Sunday, January 28, 2007

On Shakespeare

I have been reading Peter Ackroyd’s Shakespeare: The Biography.

It's a bit presumptuous to call any biography of Shakespeare "The Biography." There are so many gaps - for example, the several years between his marriage and his recognition in London as an actor and playwright - that we can't know for certain about some parts of his life.

Ackroyd does try to fill the gaps based on evidence in the plays and some reasonable speculation, but this is still not a definitive biography in the modern sense.

Still, it is a good read. Ackroyd provides some good insights and makes some connections that I, as an actor and playwright myself, found at least plausible. And Ackroyd is a good writer.

Chesterton had apparently been commissioned to write a book on the Bard, but died before he could do it. He did write a number of essays on Shakespeare and his plays, and Dorothy Collins collected 32 of them in Chesterton on Shakespeare, which, alas is out of print. I have not been able to find an online edition of it. My local library also does not have a copy. I may have to haunt some university libraries.

I do have an edition of A Handful of Authors, which contains "The Heroines of Shakespeare."

I also have a Chesterton poem that tickled my funny bone.
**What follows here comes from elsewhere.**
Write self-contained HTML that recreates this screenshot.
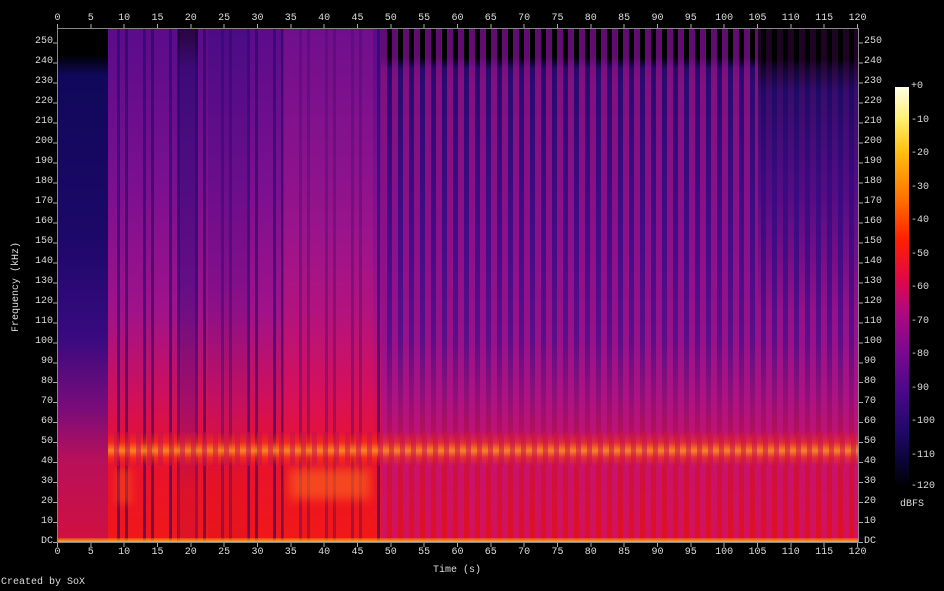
<!DOCTYPE html>
<html><head><meta charset="utf-8"><style>
*{margin:0;padding:0;box-sizing:border-box}
body{width:944px;height:591px;background:#000;position:relative;overflow:hidden;font-family:"Liberation Mono","DejaVu Sans Mono",monospace;font-size:10px;color:#ddd}
.a{position:absolute}
.l{position:absolute;line-height:10px;white-space:nowrap}
.xt{transform:translateX(-50%)}
.yl{transform:translate(-100%,-50%)}
.yr{transform:translateY(-50%)}
</style></head><body>
<div class="a" style="left:58px;top:29px;width:800px;height:513px;overflow:hidden;background:linear-gradient(#1a0550 0%,#2a0a6a 8%,#4a0c88 40%,#7a1088 62%,#b01070 76%,#d8103a 86%,#e81020 100%)">
  <div class="a" style="left:0;top:0;width:50px;height:513px;background:linear-gradient(#000 0%,#000 5%,#10085a 9%,#1c0868 40%,#380a80 60%,#7a0c7a 74%,#b8105a 84%,#d01040 100%)"></div>
  <div class="a" style="left:50px;top:0;width:273px;height:513px;background:linear-gradient(#5a0c8a 0%,#7a1090 30%,#a0128a 55%,#d0105a 72%,#e81030 82%,#f01818 100%)"></div>
  <div class="a" style="left:50px;top:0;width:273px;height:513px;background:repeating-linear-gradient(90deg,transparent 0 9px,rgba(40,8,110,.65) 9px 12px,transparent 12px 17px,rgba(30,6,90,.55) 17px 20px,transparent 20px 26px)"></div>
  <div class="a" style="left:120px;top:0;width:20px;height:513px;background:linear-gradient(#000 0%,#200868 8%,#3a0a80 50%,#8a0c70 76%,#d01030 90%);opacity:.55"></div>
  <div class="a" style="left:150px;top:0;width:40px;height:513px;background:linear-gradient(#3a0a80 0%,#6a0c88 50%,#c01060 76%,#e01020 90%);opacity:.45"></div>
  <div class="a" style="left:225px;top:0;width:90px;height:513px;background:linear-gradient(#8a1290 0%,#b01888 40%,#e0105a 70%,#f01818 90%);opacity:.45"></div>
  <div class="a" style="left:323px;top:0;width:477px;height:513px;background:linear-gradient(#1a0550 0%,#2a0a70 10%,#420c86 40%,#5a0e88 60%,#901078 72%,#c81048 82%,#e01020 100%)"></div>
  <div class="a" style="left:323px;top:0;width:477px;height:513px;background:repeating-linear-gradient(90deg,rgba(200,20,140,.55) 0 6px,transparent 6px 11px)"></div>
  <div class="a" style="left:323px;top:0;width:477px;height:40px;background:repeating-linear-gradient(90deg,rgba(120,16,140,.8) 0 6px,transparent 6px 11px),linear-gradient(#000,#000 70%,rgba(0,0,0,0))"></div>
  <div class="a" style="left:700px;top:0;width:100px;height:513px;background:linear-gradient(#000 0%,#000 6%,#180a60 12%,#3a0a80 30%,transparent 55%);opacity:.7"></div>
  <!-- orange band -->
  <div class="a" style="left:50px;top:403px;width:750px;height:34px;background:linear-gradient(rgba(255,60,0,0) 0%,rgba(255,70,0,.45) 30%,rgba(255,150,30,.85) 55%,rgba(255,80,0,.45) 75%,rgba(255,40,0,0) 100%)"></div>
  <div class="a" style="left:50px;top:403px;width:750px;height:34px;background:repeating-linear-gradient(90deg,transparent 0 6px,rgba(200,16,80,.55) 6px 11px)"></div>
  <!-- speech region (soft) -->
  <div class="a" style="left:232px;top:440px;width:80px;height:30px;background:rgba(255,130,30,.45);filter:blur(5px)"></div>
  <div class="a" style="left:58px;top:440px;width:16px;height:35px;background:rgba(255,110,20,.35);filter:blur(4px)"></div>
  <div class="a" style="left:0;top:509px;width:800px;height:4px;background:linear-gradient(rgba(255,150,0,.3),#ffb020)"></div>
</div>
<div class="a" style="left:57px;top:28px;width:802px;height:515px;border:1px solid #888"></div>
<div class="a" style="left:57px;top:24px;width:802px;height:4px;background:repeating-linear-gradient(90deg,#aaa 0 1px,transparent 1px 33.333px)"></div>
<div class="a" style="left:57px;top:543px;width:802px;height:4px;background:repeating-linear-gradient(90deg,#aaa 0 1px,transparent 1px 33.333px)"></div>
<div class="a" style="left:53px;top:42px;width:4px;height:501px;background:repeating-linear-gradient(0deg,#aaa 0 1px,transparent 1px 19.97px)"></div>
<div class="a" style="left:859px;top:42px;width:4px;height:501px;background:repeating-linear-gradient(0deg,#aaa 0 1px,transparent 1px 19.97px)"></div>
<div class="l xt" style="left:57.5px;top:14px">0</div><div class="l xt" style="left:90.8px;top:14px">5</div><div class="l xt" style="left:124.2px;top:14px">10</div><div class="l xt" style="left:157.5px;top:14px">15</div><div class="l xt" style="left:190.8px;top:14px">20</div><div class="l xt" style="left:224.2px;top:14px">25</div><div class="l xt" style="left:257.5px;top:14px">30</div><div class="l xt" style="left:290.8px;top:14px">35</div><div class="l xt" style="left:324.2px;top:14px">40</div><div class="l xt" style="left:357.5px;top:14px">45</div><div class="l xt" style="left:390.8px;top:14px">50</div><div class="l xt" style="left:424.2px;top:14px">55</div><div class="l xt" style="left:457.5px;top:14px">60</div><div class="l xt" style="left:490.8px;top:14px">65</div><div class="l xt" style="left:524.2px;top:14px">70</div><div class="l xt" style="left:557.5px;top:14px">75</div><div class="l xt" style="left:590.8px;top:14px">80</div><div class="l xt" style="left:624.2px;top:14px">85</div><div class="l xt" style="left:657.5px;top:14px">90</div><div class="l xt" style="left:690.8px;top:14px">95</div><div class="l xt" style="left:724.2px;top:14px">100</div><div class="l xt" style="left:757.5px;top:14px">105</div><div class="l xt" style="left:790.8px;top:14px">110</div><div class="l xt" style="left:824.2px;top:14px">115</div><div class="l xt" style="left:857.5px;top:14px">120</div>
<div class="l xt" style="left:57.5px;top:548px">0</div><div class="l xt" style="left:90.8px;top:548px">5</div><div class="l xt" style="left:124.2px;top:548px">10</div><div class="l xt" style="left:157.5px;top:548px">15</div><div class="l xt" style="left:190.8px;top:548px">20</div><div class="l xt" style="left:224.2px;top:548px">25</div><div class="l xt" style="left:257.5px;top:548px">30</div><div class="l xt" style="left:290.8px;top:548px">35</div><div class="l xt" style="left:324.2px;top:548px">40</div><div class="l xt" style="left:357.5px;top:548px">45</div><div class="l xt" style="left:390.8px;top:548px">50</div><div class="l xt" style="left:424.2px;top:548px">55</div><div class="l xt" style="left:457.5px;top:548px">60</div><div class="l xt" style="left:490.8px;top:548px">65</div><div class="l xt" style="left:524.2px;top:548px">70</div><div class="l xt" style="left:557.5px;top:548px">75</div><div class="l xt" style="left:590.8px;top:548px">80</div><div class="l xt" style="left:624.2px;top:548px">85</div><div class="l xt" style="left:657.5px;top:548px">90</div><div class="l xt" style="left:690.8px;top:548px">95</div><div class="l xt" style="left:724.2px;top:548px">100</div><div class="l xt" style="left:757.5px;top:548px">105</div><div class="l xt" style="left:790.8px;top:548px">110</div><div class="l xt" style="left:824.2px;top:548px">115</div><div class="l xt" style="left:857.5px;top:548px">120</div>
<div class="l yl" style="left:53px;top:542px">DC</div><div class="l yl" style="left:53px;top:522px">10</div><div class="l yl" style="left:53px;top:502px">20</div><div class="l yl" style="left:53px;top:482px">30</div><div class="l yl" style="left:53px;top:462px">40</div><div class="l yl" style="left:53px;top:442px">50</div><div class="l yl" style="left:53px;top:422px">60</div><div class="l yl" style="left:53px;top:402px">70</div><div class="l yl" style="left:53px;top:382px">80</div><div class="l yl" style="left:53px;top:362px">90</div><div class="l yl" style="left:53px;top:342px">100</div><div class="l yl" style="left:53px;top:322px">110</div><div class="l yl" style="left:53px;top:302px">120</div><div class="l yl" style="left:53px;top:282px">130</div><div class="l yl" style="left:53px;top:262px">140</div><div class="l yl" style="left:53px;top:242px">150</div><div class="l yl" style="left:53px;top:222px">160</div><div class="l yl" style="left:53px;top:202px">170</div><div class="l yl" style="left:53px;top:182px">180</div><div class="l yl" style="left:53px;top:162px">190</div><div class="l yl" style="left:53px;top:142px">200</div><div class="l yl" style="left:53px;top:122px">210</div><div class="l yl" style="left:53px;top:102px">220</div><div class="l yl" style="left:53px;top:82px">230</div><div class="l yl" style="left:53px;top:62px">240</div><div class="l yl" style="left:53px;top:42px">250</div>
<div class="l yr" style="left:864px;top:542px">DC</div><div class="l yr" style="left:864px;top:522px">10</div><div class="l yr" style="left:864px;top:502px">20</div><div class="l yr" style="left:864px;top:482px">30</div><div class="l yr" style="left:864px;top:462px">40</div><div class="l yr" style="left:864px;top:442px">50</div><div class="l yr" style="left:864px;top:422px">60</div><div class="l yr" style="left:864px;top:402px">70</div><div class="l yr" style="left:864px;top:382px">80</div><div class="l yr" style="left:864px;top:362px">90</div><div class="l yr" style="left:864px;top:342px">100</div><div class="l yr" style="left:864px;top:322px">110</div><div class="l yr" style="left:864px;top:302px">120</div><div class="l yr" style="left:864px;top:282px">130</div><div class="l yr" style="left:864px;top:262px">140</div><div class="l yr" style="left:864px;top:242px">150</div><div class="l yr" style="left:864px;top:222px">160</div><div class="l yr" style="left:864px;top:202px">170</div><div class="l yr" style="left:864px;top:182px">180</div><div class="l yr" style="left:864px;top:162px">190</div><div class="l yr" style="left:864px;top:142px">200</div><div class="l yr" style="left:864px;top:122px">210</div><div class="l yr" style="left:864px;top:102px">220</div><div class="l yr" style="left:864px;top:82px">230</div><div class="l yr" style="left:864px;top:62px">240</div><div class="l yr" style="left:864px;top:42px">250</div>
<div class="l" style="left:433px;top:566px">Time (s)</div>
<div class="l" style="left:17px;top:287px;transform:translate(-50%,-50%) rotate(-90deg)">Frequency (kHz)</div>
<div class="l" style="left:1px;top:578px">Created by SoX</div>
<div class="a" style="left:895px;top:87px;width:14px;height:401px;background:linear-gradient(#ffffe8 0%,#fff070 8%,#ffc010 16%,#ff7000 28%,#ff2000 38%,#e00848 48%,#b00880 56%,#7a0890 66%,#4a0888 76%,#200868 86%,#080430 94%,#000 100%)"></div>
<div class="l yr" style="left:911px;top:87px">+0</div><div class="l yr" style="left:911px;top:120.5px">-10</div><div class="l yr" style="left:911px;top:154px">-20</div><div class="l yr" style="left:911px;top:187.5px">-30</div><div class="l yr" style="left:911px;top:221px">-40</div><div class="l yr" style="left:911px;top:254.5px">-50</div><div class="l yr" style="left:911px;top:288px">-60</div><div class="l yr" style="left:911px;top:321.5px">-70</div><div class="l yr" style="left:911px;top:355px">-80</div><div class="l yr" style="left:911px;top:388.5px">-90</div><div class="l yr" style="left:911px;top:422px">-100</div><div class="l yr" style="left:911px;top:455.5px">-110</div><div class="l yr" style="left:911px;top:487px">-120</div>
<div class="l" style="left:900px;top:500px">dBFS</div>
</body></html>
So I end wiht that:

The Shakespeare Memorial

LORD Lilac thought it rather rotten
That Shakespeare should be quite forgotten,
And therefore got on a Committee
With several chaps out of the City,
And Shorter and Sir Herbert Tree,
Lord Rothschild and Lord Rosebery,
And F.C.G. and Comyns Carr
Two dukes and a dramatic star,
Also a clergy man now dead;
And while the vain world careless sped
Unheeding the heroic name --
The souls most fed with Shakespeare's flame
Still sat unconquered in a ring,
Remembering him like anything
.
Lord Lilac did not long remain,
Lord Lilac did not some again.
He softly lit a cigarette
And sought some other social set
Where, in some other knots or rings,
People were doing cultured things.
-- Miss Zwilt's Humane Vivarium
-- The little men that paint on gum
-- The exquisite Gorilla Girl . . .
He sometimes, in this giddy whirl
(Not being really bad at heart),
Remembered Shakespeare with a start --
But not with that grand constancy
Of Clement Shorter, Herbert Tree,
Lord Rosebery and Comyns Carr
And all the other names there are;
Who stuck like limpets to the spot,
Lest they forgot, lest they forgot.

Lord Lilac was of slighter stuff;
Lord Lilac had had quite enough.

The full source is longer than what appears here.